Luckily, U.S. News & World Report just posted a list of the 30 Best Careers For 2009. Surprisingly, “Vagrant” isn’t on there (I’m assuming it just missed the cut at #31). Also surprising–I have a problem with the list. Now I won’t waste your time and go through every single selection, but I will highlight some of my favorites:

  • Clergy – Wait, being a priest is suddenly a career? I was always under the impression that it was a calling for the spiritually enlightened and crafty pedophiles. No one goes into the clergy thinking “ca-ching!
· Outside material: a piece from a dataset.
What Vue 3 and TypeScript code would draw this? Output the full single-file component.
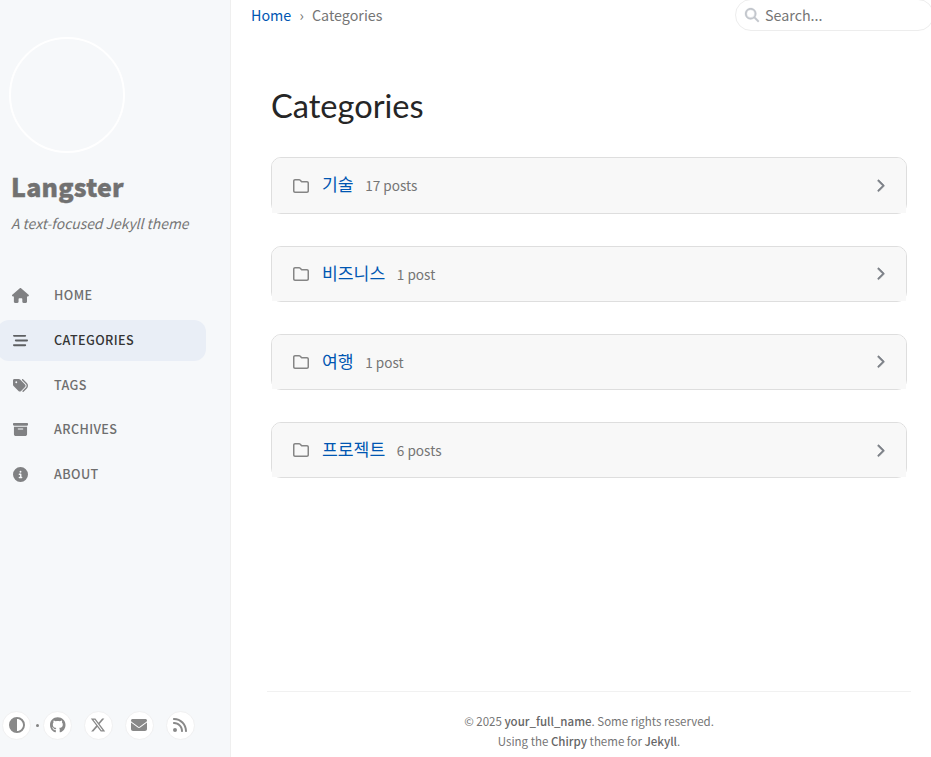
<script setup lang="ts">
interface Icon {
  width: number
  path: string
}

interface NavItem {
  label: string
  icon: Icon
  active?: boolean
}

interface Category {
  name: string
  count: string
}

const icon = (width: number, path: string): Icon => ({ width, path })

const search = icon(512, 'M416 208c0 45.9-14.9 88.3-40 122.7L502.6 457.4c12.5 12.5 12.5 32.8 0 45.3s-32.8 12.5-45.3 0L330.7 376c-34.4 25.2-76.8 40-122.7 40C93.1 416 0 322.9 0 208S93.1 0 208 0S416 93.1 416 208zM208 352a144 144 0 1 0 0-288 144 144 0 1 0 0 288z')
const folder = icon(512, 'M0 96C0 60.7 28.7 32 64 32H196.1c19.1 0 37.4 7.6 50.9 21.1L289.9 96H448c35.3 0 64 28.7 64 64V416c0 35.3-28.7 64-64 64H64c-35.3 0-64-28.7-64-64V96zM64 80c-8.8 0-16 7.2-16 16V416c0 8.8 7.2 16 16 16H448c8.8 0 16-7.2 16-16V160c0-8.8-7.2-16-16-16H286.6c-10.6 0-20.8-4.2-28.3-11.7L213.1 87c-4.5-4.5-10.6-7-17-7H64z')
const chevron = icon(320, 'M310.6 233.4c12.5 12.5 12.5 32.8 0 45.3l-192 192c-12.5 12.5-32.8 12.5-45.3 0s-12.5-32.8 0-45.3L242.7 256 73.4 86.6c-12.5-12.5-12.5-32.8 0-45.3s32.8-12.5 45.3 0l192 192z')
const halfCircle = icon(512, 'M448 256c0-106-86-192-192-192V448c106 0 192-86 192-192zM0 256a256 256 0 1 1 512 0A256 256 0 1 1 0 256z')

const nav: NavItem[] = [
  {
    label: 'HOME',
    icon: icon(576, 'M575.8 255.5c0 18-15 32.1-32 32.1h-32l.7 160.2c0 2.7-.2 5.4-.5 8.1V472c0 22.1-17.9 40-40 40H456c-1.1 0-2.2 0-3.3-.1c-1.4 .1-2.8 .1-4.2 .1H416 392c-22.1 0-40-17.9-40-40V448 384c0-17.7-14.3-32-32-32H256c-17.7 0-32 14.3-32 32v64 24c0 22.1-17.9 40-40 40H160 128.1c-1.5 0-3-.1-4.5-.2c-1.2 .1-2.4 .2-3.6 .2H104c-22.1 0-40-17.9-40-40V360c0-.9 0-1.9 .1-2.8V287.6H32c-18 0-32-14-32-32.1c0-9 3-17 10-24L266.4 8c7-7 15-8 22-8s15 2 21 7L564.8 231.5c8 7 12 15 11 24z'),
  },
  {
    label: 'CATEGORIES',
    active: true,
    icon: icon(512, 'M0 96C0 78.3 14.3 64 32 64H416c17.7 0 32 14.3 32 32s-14.3 32-32 32H32C14.3 128 0 113.7 0 96zM64 256c0-17.7 14.3-32 32-32H480c17.7 0 32 14.3 32 32s-14.3 32-32 32H96c-17.7 0-32-14.3-32-32zM448 416c0 17.7-14.3 32-32 32H32c-17.7 0-32-14.3-32-32s14.3-32 32-32H416c17.7 0 32 14.3 32 32z'),
  },
  {
    label: 'TAGS',
    icon: icon(512, 'M345 39.1L472.8 168.4c52.4 53 52.4 138.2 0 191.2L360.8 472.9c-9.3 9.4-24.5 9.5-33.9 .2s-9.5-24.5-.2-33.9L438.6 325.9c33.9-34.3 33.9-89.4 0-123.7L310.9 72.9c-9.3-9.4-9.2-24.6 .2-33.9s24.6-9.2 33.9 .2zM0 229.5V80C0 53.5 21.5 32 48 32H197.5c17 0 33.3 6.7 45.3 18.7l168 168c25 25 25 65.5 0 90.5L277.3 442.7c-25 25-65.5 25-90.5 0l-168-168C6.7 262.7 0 246.5 0 229.5zM144 144a32 32 0 1 0 -64 0 32 32 0 1 0 64 0z'),
  },
  {
    label: 'ARCHIVES',
    icon: icon(512, 'M32 32H480c17.7 0 32 14.3 32 32V96c0 17.7-14.3 32-32 32H32C14.3 128 0 113.7 0 96V64C0 46.3 14.3 32 32 32zm0 128H480V416c0 35.3-28.7 64-64 64H96c-35.3 0-64-28.7-64-64V160zm128 80c0 8.8 7.2 16 16 16H336c8.8 0 16-7.2 16-16s-7.2-16-16-16H176c-8.8 0-16 7.2-16 16z'),
  },
  {
    label: 'ABOUT',
    icon: icon(512, 'M256 512A256 256 0 1 0 256 0a256 256 0 1 0 0 512zM216 336h24V272H216c-13.3 0-24-10.7-24-24s10.7-24 24-24h48c13.3 0 24 10.7 24 24v88h8c13.3 0 24 10.7 24 24s-10.7 24-24 24H216c-13.3 0-24-10.7-24-24s10.7-24 24-24zm40-208a32 32 0 1 1 0 64 32 32 0 1 1 0-64z'),
  },
]

const contacts: Icon[] = [
  icon(496, 'M165.9 397.4c0 2-2.3 3.6-5.2 3.6-3.3.3-5.6-1.3-5.6-3.6 0-2 2.3-3.6 5.2-3.6 3-.3 5.6 1.3 5.6 3.6zM244.8 8C106.1 8 0 113.3 0 252c0 110.9 69.8 205.8 169.5 239.2 12.8 2.3 17.3-5.6 17.3-12.1 0-6.2-.3-40.4-.3-61.4 0 0-70 15-84.7-29.8 0 0-11.4-29.1-27.8-36.6 0 0-22.9-15.7 1.6-15.4 0 0 24.9 2 38.6 25.8 21.9 38.6 58.6 27.5 72.9 20.9 2.3-16 8.8-27.1 16-33.7-55.9-6.2-112.3-14.3-112.3-110.5 0-27.5 7.6-41.3 23.6-58.9-2.6-6.5-11.1-33.3 2.6-67.9 20.9-6.5 69 27 69 27 20-5.6 41.5-8.5 62.8-8.5s42.8 2.9 62.8 8.5c0 0 48.1-33.6 69-27 13.7 34.7 5.2 61.4 2.6 67.9 16 17.7 25.8 31.5 25.8 58.9 0 96.5-58.9 104.2-114.8 110.5 9.2 7.9 17 22.9 17 46.4 0 33.7-.3 75.4-.3 83.6 0 6.5 4.6 14.4 17.3 12.1C428.2 457.8 496 362.9 496 252 496 113.3 383.5 8 244.8 8z'),
  icon(512, 'M389.2 48h70.6L305.6 224.2 487 464H345L233.7 318.6 106.5 464H35.8L200.7 275.5 26.8 48H172.4L272.9 180.9 389.2 48zM364.4 421.8h39.1L151.1 88h-42L364.4 421.8z'),
  icon(512, 'M48 64C21.5 64 0 85.5 0 112c0 15.1 7.1 29.3 19.2 38.4L236.8 313.6c11.4 8.5 27 8.5 38.4 0L492.8 150.4c12.1-9.1 19.2-23.3 19.2-38.4c0-26.5-21.5-48-48-48H48zM0 176V384c0 35.3 28.7 64 64 64H448c35.3 0 64-28.7 64-64V176L294.4 339.2c-22.8 17.1-54 17.1-76.8 0L0 176z'),
  icon(448, 'M0 64C0 46.3 14.3 32 32 32c229.8 0 416 186.2 416 416c0 17.7-14.3 32-32 32s-32-14.3-32-32C384 253.6 226.4 96 32 96C14.3 96 0 81.7 0 64zM0 416a64 64 0 1 1 128 0A64 64 0 1 1 0 416zM32 160c159.1 0 288 128.9 288 288c0 17.7-14.3 32-32 32s-32-14.3-32-32c0-123.7-100.3-224-224-224c-17.7 0-32-14.3-32-32s14.3-32 32-32z'),
]

const categories: Category[] = [
  { name: '기술', count: '17 posts' },
  { name: '비즈니스', count: '1 post' },
  { name: '여행', count: '1 post' },
  { name: '프로젝트', count: '6 posts' },
]
</script>

<template>
  <div class="layout">
    <aside class="sidebar">
      <div class="avatar"></div>
      <div class="site-title">Langster</div>
      <div class="site-subtitle">A text-focused Jekyll theme</div>

      <nav class="nav">
        <a v-for="item in nav" :key="item.label" class="nav-link" :class="{ active: item.active }">
          <span class="nav-icon">
            <svg class="icon" :viewBox="`0 0 ${item.icon.width} 512`"><path :d="item.icon.path" /></svg>
          </span>
          <span class="nav-label">{{ item.label }}</span>
        </a>
      </nav>

      <div class="sidebar-bottom">
        <button class="round">
          <svg class="icon" :viewBox="`0 0 ${halfCircle.width} 512`"><path :d="halfCircle.path" /></svg>
        </button>
        <span class="dot"></span>
        <a v-for="(contact, index) in contacts" :key="index" class="round">
          <svg class="icon" :viewBox="`0 0 ${contact.width} 512`"><path :d="contact.path" /></svg>
        </a>
      </div>
    </aside>

    <div class="main">
      <header class="topbar">
        <div class="breadcrumb">
          <a class="crumb-link">Home</a>
          <span class="separator">›</span>
          <span>Categories</span>
        </div>
        <div class="search">
          <svg class="icon" :viewBox="`0 0 ${search.width} 512`"><path :d="search.path" /></svg>
          <span class="placeholder">Search...</span>
        </div>
      </header>

      <main class="content">
        <h1>Categories</h1>
        <div class="cards">
          <div v-for="category in categories" :key="category.name" class="card">
            <div class="card-header">
              <svg class="icon folder" :viewBox="`0 0 ${folder.width} 512`"><path :d="folder.path" /></svg>
              <a class="category-name">{{ category.name }}</a>
              <span class="category-count">{{ category.count }}</span>
              <svg class="icon chevron" :viewBox="`0 0 ${chevron.width} 512`"><path :d="chevron.path" /></svg>
            </div>
          </div>
        </div>
      </main>

      <footer class="footer">
        <p class="copyright">© 2025 <b>your_full_name</b>. Some rights reserved.</p>
        <p class="credits">Using the <b>Chirpy</b> theme for <b>Jekyll</b>.</p>
      </footer>
    </div>
  </div>
</template>

<style>
body {
  background: #fff;
  overflow: hidden;
}
</style>

<style scoped>
* {
  box-sizing: border-box;
}

.layout {
  display: flex;
  width: 100vw;
  height: 100vh;
  overflow: hidden;
  color: #757575;
  font-family: "Noto Sans CJK KR", "Noto Sans", sans-serif;
  font-size: 14.3px;
  white-space: nowrap;
}

.icon {
  display: block;
  flex: none;
  height: 1em;
  overflow: visible;
  fill: currentColor;
}

.sidebar {
  display: flex;
  flex: none;
  flex-direction: column;
  width: 231px;
  padding-top: 37px;
  border-right: 1px solid #efefef;
  background: #f6f8fa;
}

.avatar {
  width: 116px;
  height: 116px;
  margin-left: 9px;
  border: 2px solid #fff;
  border-radius: 50%;
}

.site-title {
  margin: 14px 0 0 11px;
  color: #717171;
  font-size: 25px;
  font-weight: 900;
  letter-spacing: 0.2px;
  line-height: 38px;
  -webkit-text-stroke: 0.4px currentColor;
}

.site-subtitle {
  margin: 6px 0 0 11px;
  font-size: 13.9px;
  font-style: italic;
  line-height: 24px;
}

.nav {
  display: flex;
  flex-direction: column;
  gap: 3.8px;
  margin-top: 40px;
}

.nav-link {
  display: flex;
  align-items: center;
  width: 209px;
  height: 41px;
  margin-left: -3px;
  border-radius: 12px;
  color: #6e6e6e;
}

.nav-link.active {
  background: #e9eef6;
  color: #343434;
}

.nav-icon {
  display: flex;
  justify-content: center;
  width: 41px;
  margin-left: 3px;
  color: #808183;
  font-size: 15px;
}

.active .nav-icon {
  color: #5d5f62;
}

.nav-label {
  margin-left: 13px;
  padding-bottom: 2px;
  font-size: 12.6px;
  font-weight: 500;
  letter-spacing: 0.4px;
}

.sidebar-bottom {
  display: flex;
  align-items: center;
  gap: 11.8px;
  margin: auto 0 17.5px 2.2px;
}

.round {
  display: flex;
  flex: none;
  align-items: center;
  justify-content: center;
  width: 29px;
  height: 29px;
  padding: 0;
  border: 1px solid #f0f0f1;
  border-radius: 50%;
  background: #fff;
  color: #898989;
  font-size: 16px;
}

.dot {
  width: 3px;
  height: 3px;
  margin: 0 -7.6px 0 -7px;
  border-radius: 50%;
  background: #828282;
}

.main {
  display: flex;
  flex: 1;
  flex-direction: column;
  min-width: 0;
}

.topbar {
  display: flex;
  flex: none;
  justify-content: space-between;
  height: 31px;
  padding-left: 20px;
}

.breadcrumb {
  display: flex;
  gap: 8.2px;
  line-height: 29px;
}

.crumb-link,
.category-name {
  color: #0056b2;
}

.search {
  display: flex;
  gap: 6px;
  align-items: center;
  width: 199px;
  margin: -1px -3px 0 0;
  padding-left: 9px;
  border: 1px solid #ededed;
  border-radius: 16px;
}

.search .icon {
  color: #c2c6cc;
  font-size: 14px;
  stroke: currentColor;
  stroke-width: 12px;
}

.placeholder {
  padding-bottom: 2px;
}

.content {
  flex: 1;
  padding: 0 24px 0 40px;
}

h1 {
  margin: 51px 0 0;
  color: #262626;
  font-family: Lato, sans-serif;
  font-size: 32.6px;
  font-weight: 400;
  line-height: 48px;
}

.cards {
  display: flex;
  flex-direction: column;
  gap: 32px;
  margin-top: 27.4px;
}

.card {
  height: 56.2px;
  border: 1px solid #dedede;
  border-radius: 10px;
}

.card-header {
  display: flex;
  align-items: center;
  height: 100%;
  padding: 0 21px;
  border-radius: 9px 9px 0 0;
  background: #f8f8f8;
}

.folder {
  margin-top: 0.6px;
  margin-left: 0.3px;
  color: #858585;
  font-size: 16px;
}

.category-name {
  margin-left: 12.7px;
  padding-bottom: 3px;
  font-size: 17.2px;
}

.category-count {
  margin-left: 11.6px;
  font-size: 13.6px;
}

.chevron {
  margin-top: 0.6px;
  margin-right: 0.7px;
  margin-left: auto;
  color: #7c8087;
  font-size: 13.4px;
  stroke: currentColor;
  stroke-width: 18px;
}

.footer {
  height: 66px;
  margin: 0 20px 0 36px;
  padding-top: 19px;
  border-top: 1px solid #f1f1f1;
  font-size: 11.5px;
  line-height: 20px;
  text-align: center;
}

.footer p {
  margin: 0;
}

.footer b {
  font-weight: 500;
  color: #666;
}
</style>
A few years of this and I’ll be set.” The pay is crappy, you can’t have sex, you’re always on call and just about the only fringe benefits are unmitigated access to children and free wine.
  • Ghostwriter – Wow, writing an entire book for someone and not getting any credit whatsoever for your hard work? Where do I sign up? I really wish this said “Ghostrider” instead of “Ghostwriter,” because riding a motorcycle with a flaming skull for a head and beating the shit out of people would be a fucking bad-ass career.
  • Health Policy Specialist – In other words, the heartless asshole who tells a cancer patient their treatment won’t be covered by their insurance. This shouldn’t be a stretch for anyone recently fired from advertising or Wall Street.
  • Registered Nurse – Glad to hear hospitals are now hiring registered nurses after all of those illegal, unregistered nurses didn’t work out.
  • Politician/Elected Official – I hear Illinois might have a few openings soon. And keep an eye on that Ted Kennedy too.
  • Usability Experience Specialist – This is one of those uptitled terms like “horticultural maintenance officer” or “janitorial engineer” that douchebag execs invented to make mundane jobs sound important. It’s fancy way of saying “product tester” or “human guinea pig.”